_The problem_
Check each line of the data below for the word "Write", then extract the ones that have it.

BEGIN Source records

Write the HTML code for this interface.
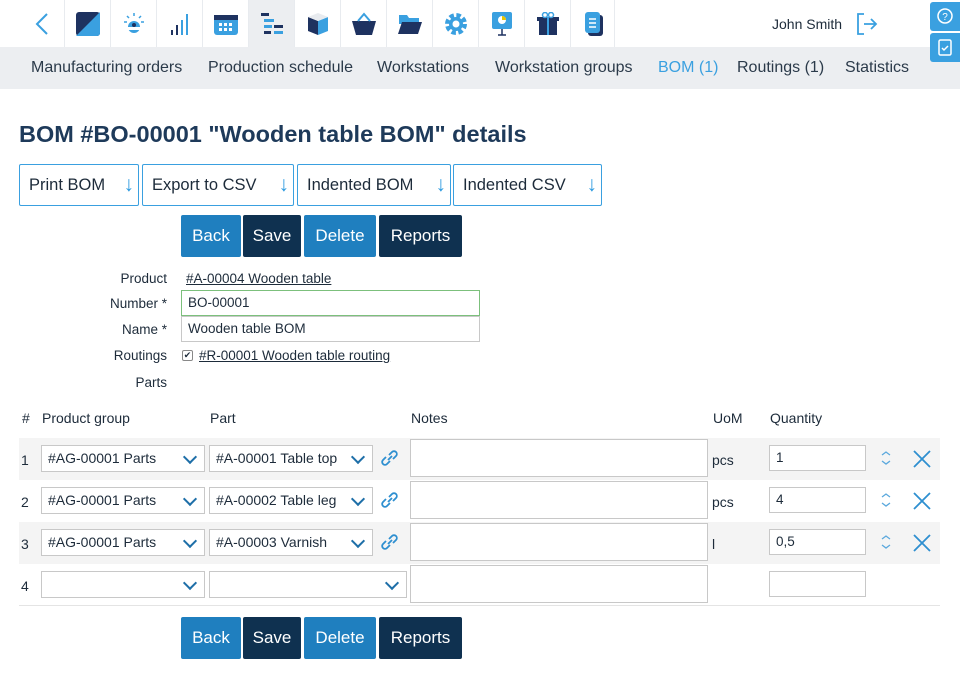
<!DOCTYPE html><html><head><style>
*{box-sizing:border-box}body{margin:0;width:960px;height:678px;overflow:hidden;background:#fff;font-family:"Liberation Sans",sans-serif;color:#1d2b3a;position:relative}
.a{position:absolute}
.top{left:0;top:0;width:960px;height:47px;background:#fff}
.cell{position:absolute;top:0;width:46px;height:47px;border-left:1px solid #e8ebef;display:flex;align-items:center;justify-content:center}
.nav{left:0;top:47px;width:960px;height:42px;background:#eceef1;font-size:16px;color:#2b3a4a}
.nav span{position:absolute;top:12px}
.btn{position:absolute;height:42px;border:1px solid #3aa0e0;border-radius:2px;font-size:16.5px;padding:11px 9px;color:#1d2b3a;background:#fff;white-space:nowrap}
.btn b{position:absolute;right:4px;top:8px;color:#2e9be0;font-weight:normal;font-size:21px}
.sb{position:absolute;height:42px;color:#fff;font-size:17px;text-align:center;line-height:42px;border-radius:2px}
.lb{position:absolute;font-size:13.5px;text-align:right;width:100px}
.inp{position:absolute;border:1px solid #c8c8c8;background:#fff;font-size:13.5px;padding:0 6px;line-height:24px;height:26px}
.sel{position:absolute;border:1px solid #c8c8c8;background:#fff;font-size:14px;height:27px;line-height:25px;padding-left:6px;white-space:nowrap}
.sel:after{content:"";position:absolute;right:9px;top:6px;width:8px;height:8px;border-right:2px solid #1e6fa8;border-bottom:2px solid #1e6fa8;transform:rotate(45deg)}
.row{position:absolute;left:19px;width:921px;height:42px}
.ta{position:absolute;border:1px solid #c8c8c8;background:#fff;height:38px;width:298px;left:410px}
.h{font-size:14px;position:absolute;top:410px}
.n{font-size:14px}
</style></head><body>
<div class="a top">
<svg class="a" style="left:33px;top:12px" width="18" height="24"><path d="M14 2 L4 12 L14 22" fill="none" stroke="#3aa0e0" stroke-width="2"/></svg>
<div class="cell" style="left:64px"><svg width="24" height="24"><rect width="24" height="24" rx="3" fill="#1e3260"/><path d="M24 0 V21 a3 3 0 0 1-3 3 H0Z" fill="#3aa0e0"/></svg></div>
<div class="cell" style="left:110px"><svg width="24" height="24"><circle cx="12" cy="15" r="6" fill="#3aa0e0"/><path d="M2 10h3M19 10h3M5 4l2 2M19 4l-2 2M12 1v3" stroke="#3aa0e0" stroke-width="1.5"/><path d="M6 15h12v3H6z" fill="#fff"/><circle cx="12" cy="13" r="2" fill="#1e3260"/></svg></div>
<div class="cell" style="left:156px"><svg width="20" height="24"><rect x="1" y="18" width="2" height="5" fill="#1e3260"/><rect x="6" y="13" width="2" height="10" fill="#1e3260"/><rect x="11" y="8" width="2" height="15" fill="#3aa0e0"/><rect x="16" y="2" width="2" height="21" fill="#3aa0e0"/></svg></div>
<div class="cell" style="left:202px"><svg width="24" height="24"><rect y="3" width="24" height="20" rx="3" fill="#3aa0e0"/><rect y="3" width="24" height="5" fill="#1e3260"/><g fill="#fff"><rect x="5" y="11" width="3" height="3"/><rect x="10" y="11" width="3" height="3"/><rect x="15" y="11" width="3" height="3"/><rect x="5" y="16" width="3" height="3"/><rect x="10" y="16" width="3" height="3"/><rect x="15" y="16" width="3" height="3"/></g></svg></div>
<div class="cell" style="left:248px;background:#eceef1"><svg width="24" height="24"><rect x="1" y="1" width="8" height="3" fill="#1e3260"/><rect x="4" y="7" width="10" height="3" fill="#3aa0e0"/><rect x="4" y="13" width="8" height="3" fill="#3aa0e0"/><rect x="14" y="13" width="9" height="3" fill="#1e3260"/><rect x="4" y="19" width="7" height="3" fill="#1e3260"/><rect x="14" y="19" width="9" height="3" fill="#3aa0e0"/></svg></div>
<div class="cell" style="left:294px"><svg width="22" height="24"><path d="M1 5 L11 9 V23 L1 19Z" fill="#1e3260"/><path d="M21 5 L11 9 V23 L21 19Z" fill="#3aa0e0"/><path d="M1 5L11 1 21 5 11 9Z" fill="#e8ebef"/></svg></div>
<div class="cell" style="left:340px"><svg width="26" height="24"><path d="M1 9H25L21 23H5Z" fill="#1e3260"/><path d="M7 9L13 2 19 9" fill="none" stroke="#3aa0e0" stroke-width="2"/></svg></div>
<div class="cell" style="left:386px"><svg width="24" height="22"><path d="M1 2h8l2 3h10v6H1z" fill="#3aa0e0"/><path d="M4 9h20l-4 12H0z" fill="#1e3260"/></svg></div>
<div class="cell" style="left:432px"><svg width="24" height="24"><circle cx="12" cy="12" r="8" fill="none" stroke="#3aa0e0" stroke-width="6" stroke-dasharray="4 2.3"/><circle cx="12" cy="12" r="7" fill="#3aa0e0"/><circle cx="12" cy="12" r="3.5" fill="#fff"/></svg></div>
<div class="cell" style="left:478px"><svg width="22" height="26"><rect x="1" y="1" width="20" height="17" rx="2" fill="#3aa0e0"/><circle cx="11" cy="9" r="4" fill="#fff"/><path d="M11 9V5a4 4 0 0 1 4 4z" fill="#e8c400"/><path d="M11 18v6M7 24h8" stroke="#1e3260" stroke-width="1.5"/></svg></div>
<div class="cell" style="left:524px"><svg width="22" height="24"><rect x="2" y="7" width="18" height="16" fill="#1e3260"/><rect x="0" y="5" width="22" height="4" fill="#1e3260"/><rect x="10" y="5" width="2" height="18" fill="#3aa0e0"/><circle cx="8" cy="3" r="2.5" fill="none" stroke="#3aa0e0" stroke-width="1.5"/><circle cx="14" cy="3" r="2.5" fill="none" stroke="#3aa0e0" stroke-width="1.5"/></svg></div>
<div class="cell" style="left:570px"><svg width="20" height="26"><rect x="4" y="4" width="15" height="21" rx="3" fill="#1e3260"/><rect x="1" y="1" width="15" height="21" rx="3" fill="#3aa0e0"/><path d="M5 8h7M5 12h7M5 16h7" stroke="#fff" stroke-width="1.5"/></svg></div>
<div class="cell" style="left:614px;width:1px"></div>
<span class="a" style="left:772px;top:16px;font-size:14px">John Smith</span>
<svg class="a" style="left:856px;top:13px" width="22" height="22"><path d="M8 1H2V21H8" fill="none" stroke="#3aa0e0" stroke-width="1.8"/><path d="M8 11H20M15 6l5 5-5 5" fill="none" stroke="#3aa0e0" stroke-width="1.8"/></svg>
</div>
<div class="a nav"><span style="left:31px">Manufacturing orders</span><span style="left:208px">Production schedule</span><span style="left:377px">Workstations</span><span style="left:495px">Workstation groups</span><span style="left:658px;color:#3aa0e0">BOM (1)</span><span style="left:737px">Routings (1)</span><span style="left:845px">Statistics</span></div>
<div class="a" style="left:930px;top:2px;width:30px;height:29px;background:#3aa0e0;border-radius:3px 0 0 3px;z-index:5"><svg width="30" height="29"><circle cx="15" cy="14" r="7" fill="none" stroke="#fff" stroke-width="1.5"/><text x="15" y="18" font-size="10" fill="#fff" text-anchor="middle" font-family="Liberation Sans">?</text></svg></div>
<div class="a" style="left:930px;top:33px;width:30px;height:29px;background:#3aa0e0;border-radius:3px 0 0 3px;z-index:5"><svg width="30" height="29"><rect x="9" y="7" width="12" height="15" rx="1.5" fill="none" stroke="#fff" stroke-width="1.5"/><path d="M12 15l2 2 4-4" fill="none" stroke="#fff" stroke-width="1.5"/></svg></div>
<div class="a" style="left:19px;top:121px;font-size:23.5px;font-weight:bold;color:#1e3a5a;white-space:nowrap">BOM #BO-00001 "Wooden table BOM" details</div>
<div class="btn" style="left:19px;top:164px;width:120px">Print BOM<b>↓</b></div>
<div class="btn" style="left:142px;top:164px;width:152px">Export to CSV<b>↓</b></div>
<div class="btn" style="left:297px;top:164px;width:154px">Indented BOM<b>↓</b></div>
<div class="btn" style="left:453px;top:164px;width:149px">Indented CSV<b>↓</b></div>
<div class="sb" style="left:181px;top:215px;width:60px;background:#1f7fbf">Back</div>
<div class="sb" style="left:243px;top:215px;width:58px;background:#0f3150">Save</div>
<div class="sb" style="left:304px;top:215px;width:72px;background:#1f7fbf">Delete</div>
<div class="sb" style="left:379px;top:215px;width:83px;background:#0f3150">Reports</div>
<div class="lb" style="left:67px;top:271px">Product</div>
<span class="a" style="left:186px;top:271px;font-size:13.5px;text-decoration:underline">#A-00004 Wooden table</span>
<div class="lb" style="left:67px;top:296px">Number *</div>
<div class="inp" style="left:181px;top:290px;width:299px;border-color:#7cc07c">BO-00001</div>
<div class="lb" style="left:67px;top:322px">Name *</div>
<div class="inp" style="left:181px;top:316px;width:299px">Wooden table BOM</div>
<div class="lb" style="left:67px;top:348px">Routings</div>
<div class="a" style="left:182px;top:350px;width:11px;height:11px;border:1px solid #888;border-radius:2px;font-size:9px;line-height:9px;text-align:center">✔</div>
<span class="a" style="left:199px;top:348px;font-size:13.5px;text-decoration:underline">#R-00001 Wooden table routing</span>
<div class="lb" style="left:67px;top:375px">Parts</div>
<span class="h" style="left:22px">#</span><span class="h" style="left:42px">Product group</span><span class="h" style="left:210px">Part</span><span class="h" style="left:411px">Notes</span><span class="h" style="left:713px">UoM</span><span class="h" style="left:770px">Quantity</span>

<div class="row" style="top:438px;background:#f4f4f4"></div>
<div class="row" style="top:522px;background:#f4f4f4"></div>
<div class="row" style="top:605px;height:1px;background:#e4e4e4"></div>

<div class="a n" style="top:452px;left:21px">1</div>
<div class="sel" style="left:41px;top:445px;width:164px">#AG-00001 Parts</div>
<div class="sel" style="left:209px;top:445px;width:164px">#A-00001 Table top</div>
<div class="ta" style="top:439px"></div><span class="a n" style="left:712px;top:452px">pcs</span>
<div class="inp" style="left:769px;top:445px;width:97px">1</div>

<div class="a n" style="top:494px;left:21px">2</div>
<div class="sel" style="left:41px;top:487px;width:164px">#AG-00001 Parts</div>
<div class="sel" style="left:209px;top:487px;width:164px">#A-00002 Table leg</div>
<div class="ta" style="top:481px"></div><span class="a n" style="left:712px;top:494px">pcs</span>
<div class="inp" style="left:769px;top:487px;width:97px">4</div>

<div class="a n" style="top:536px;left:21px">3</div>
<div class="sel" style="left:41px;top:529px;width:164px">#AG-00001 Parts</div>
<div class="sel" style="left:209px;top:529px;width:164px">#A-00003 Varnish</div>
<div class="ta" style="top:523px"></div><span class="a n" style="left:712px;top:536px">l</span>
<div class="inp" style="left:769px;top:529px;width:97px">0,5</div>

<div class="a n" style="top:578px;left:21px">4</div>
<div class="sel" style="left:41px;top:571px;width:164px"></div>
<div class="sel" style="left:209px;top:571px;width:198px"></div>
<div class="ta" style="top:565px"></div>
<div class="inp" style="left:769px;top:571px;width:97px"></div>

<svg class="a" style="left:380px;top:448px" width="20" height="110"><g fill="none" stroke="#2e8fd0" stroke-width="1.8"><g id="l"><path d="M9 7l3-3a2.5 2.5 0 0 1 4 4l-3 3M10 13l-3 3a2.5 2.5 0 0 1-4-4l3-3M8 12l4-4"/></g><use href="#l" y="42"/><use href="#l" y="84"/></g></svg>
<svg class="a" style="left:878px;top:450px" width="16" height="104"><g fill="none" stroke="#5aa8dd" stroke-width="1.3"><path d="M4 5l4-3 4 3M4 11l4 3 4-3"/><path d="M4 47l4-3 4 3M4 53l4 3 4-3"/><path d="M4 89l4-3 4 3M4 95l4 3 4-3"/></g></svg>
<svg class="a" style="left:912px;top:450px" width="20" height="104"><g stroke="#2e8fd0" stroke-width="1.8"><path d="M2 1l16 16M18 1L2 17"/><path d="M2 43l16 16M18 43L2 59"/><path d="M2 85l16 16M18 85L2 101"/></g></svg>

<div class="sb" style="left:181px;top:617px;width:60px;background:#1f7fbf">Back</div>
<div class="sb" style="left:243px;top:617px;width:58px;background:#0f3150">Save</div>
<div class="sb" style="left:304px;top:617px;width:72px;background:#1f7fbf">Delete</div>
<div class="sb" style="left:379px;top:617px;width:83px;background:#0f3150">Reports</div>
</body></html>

END Source records
BEGIN Source records

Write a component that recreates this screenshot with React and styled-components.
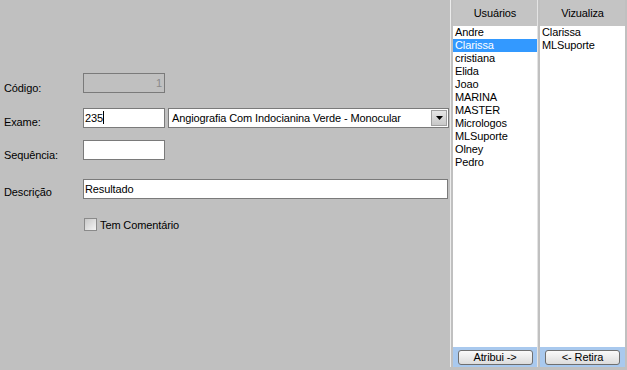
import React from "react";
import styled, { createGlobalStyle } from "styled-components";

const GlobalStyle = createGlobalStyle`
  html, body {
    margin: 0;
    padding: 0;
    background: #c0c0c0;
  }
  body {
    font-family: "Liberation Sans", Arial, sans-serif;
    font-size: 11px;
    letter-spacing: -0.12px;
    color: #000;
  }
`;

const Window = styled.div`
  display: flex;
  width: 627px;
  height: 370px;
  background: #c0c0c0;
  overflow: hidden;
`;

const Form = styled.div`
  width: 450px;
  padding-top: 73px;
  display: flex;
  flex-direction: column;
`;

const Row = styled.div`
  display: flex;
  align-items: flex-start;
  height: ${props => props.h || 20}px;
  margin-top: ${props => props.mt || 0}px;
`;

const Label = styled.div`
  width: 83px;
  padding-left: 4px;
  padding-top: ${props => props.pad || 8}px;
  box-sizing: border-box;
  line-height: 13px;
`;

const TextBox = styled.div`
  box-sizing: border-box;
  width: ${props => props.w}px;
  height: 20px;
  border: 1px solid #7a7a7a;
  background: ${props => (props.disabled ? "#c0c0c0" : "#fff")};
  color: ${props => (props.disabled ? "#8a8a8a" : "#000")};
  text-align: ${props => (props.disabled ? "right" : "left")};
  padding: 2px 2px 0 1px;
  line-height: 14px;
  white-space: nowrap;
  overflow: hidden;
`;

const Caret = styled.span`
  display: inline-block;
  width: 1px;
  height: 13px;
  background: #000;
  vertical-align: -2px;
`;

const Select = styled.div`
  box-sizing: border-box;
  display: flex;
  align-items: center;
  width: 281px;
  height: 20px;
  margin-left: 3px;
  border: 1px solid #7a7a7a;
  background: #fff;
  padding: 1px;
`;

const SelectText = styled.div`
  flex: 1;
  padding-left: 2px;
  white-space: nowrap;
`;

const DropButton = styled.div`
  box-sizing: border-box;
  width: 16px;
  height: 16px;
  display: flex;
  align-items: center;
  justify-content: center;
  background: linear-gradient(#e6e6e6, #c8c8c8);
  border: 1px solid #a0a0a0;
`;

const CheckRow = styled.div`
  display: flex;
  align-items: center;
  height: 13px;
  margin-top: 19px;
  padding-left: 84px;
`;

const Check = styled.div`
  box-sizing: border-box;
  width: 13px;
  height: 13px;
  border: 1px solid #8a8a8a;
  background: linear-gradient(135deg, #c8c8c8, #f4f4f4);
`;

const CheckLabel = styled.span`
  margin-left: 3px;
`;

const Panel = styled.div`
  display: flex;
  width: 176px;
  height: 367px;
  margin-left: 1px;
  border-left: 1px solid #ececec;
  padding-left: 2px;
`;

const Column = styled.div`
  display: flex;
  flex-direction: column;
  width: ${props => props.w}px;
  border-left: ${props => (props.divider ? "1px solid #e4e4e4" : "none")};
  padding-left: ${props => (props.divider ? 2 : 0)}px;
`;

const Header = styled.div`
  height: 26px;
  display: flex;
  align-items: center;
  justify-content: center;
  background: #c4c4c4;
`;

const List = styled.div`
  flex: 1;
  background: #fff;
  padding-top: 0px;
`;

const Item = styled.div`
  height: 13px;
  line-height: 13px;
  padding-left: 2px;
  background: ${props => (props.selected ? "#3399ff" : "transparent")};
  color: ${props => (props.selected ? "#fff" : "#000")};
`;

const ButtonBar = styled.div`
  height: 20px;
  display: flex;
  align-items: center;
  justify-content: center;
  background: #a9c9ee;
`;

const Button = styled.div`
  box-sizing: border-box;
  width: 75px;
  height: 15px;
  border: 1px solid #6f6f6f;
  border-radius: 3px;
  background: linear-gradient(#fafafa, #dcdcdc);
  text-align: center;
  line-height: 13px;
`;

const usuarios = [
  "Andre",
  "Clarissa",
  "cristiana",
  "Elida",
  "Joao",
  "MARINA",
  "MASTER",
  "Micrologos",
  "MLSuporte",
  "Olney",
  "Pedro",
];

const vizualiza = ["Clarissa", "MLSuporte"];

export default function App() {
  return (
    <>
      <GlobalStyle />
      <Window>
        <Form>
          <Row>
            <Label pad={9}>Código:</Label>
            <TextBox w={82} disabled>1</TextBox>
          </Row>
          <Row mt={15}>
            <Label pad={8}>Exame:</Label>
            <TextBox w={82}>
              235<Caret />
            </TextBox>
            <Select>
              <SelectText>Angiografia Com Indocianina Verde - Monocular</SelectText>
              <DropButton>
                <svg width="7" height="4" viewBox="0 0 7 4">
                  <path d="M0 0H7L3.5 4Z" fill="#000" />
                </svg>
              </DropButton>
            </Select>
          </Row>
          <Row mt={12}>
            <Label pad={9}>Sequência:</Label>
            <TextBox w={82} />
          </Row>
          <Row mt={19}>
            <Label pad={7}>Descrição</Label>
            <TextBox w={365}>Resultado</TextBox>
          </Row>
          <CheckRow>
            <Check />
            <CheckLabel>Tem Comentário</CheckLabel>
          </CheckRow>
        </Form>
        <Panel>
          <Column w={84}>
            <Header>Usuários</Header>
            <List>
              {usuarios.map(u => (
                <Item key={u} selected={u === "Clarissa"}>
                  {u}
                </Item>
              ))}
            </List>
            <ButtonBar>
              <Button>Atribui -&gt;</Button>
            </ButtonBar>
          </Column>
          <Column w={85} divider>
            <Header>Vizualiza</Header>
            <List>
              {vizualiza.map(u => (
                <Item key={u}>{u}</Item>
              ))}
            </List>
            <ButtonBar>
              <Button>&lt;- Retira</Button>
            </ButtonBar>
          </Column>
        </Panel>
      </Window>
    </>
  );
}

END Source records

_Completed exercise_
Write the HTML code for this interface.
Write a component that recreates this screenshot with React and styled-components.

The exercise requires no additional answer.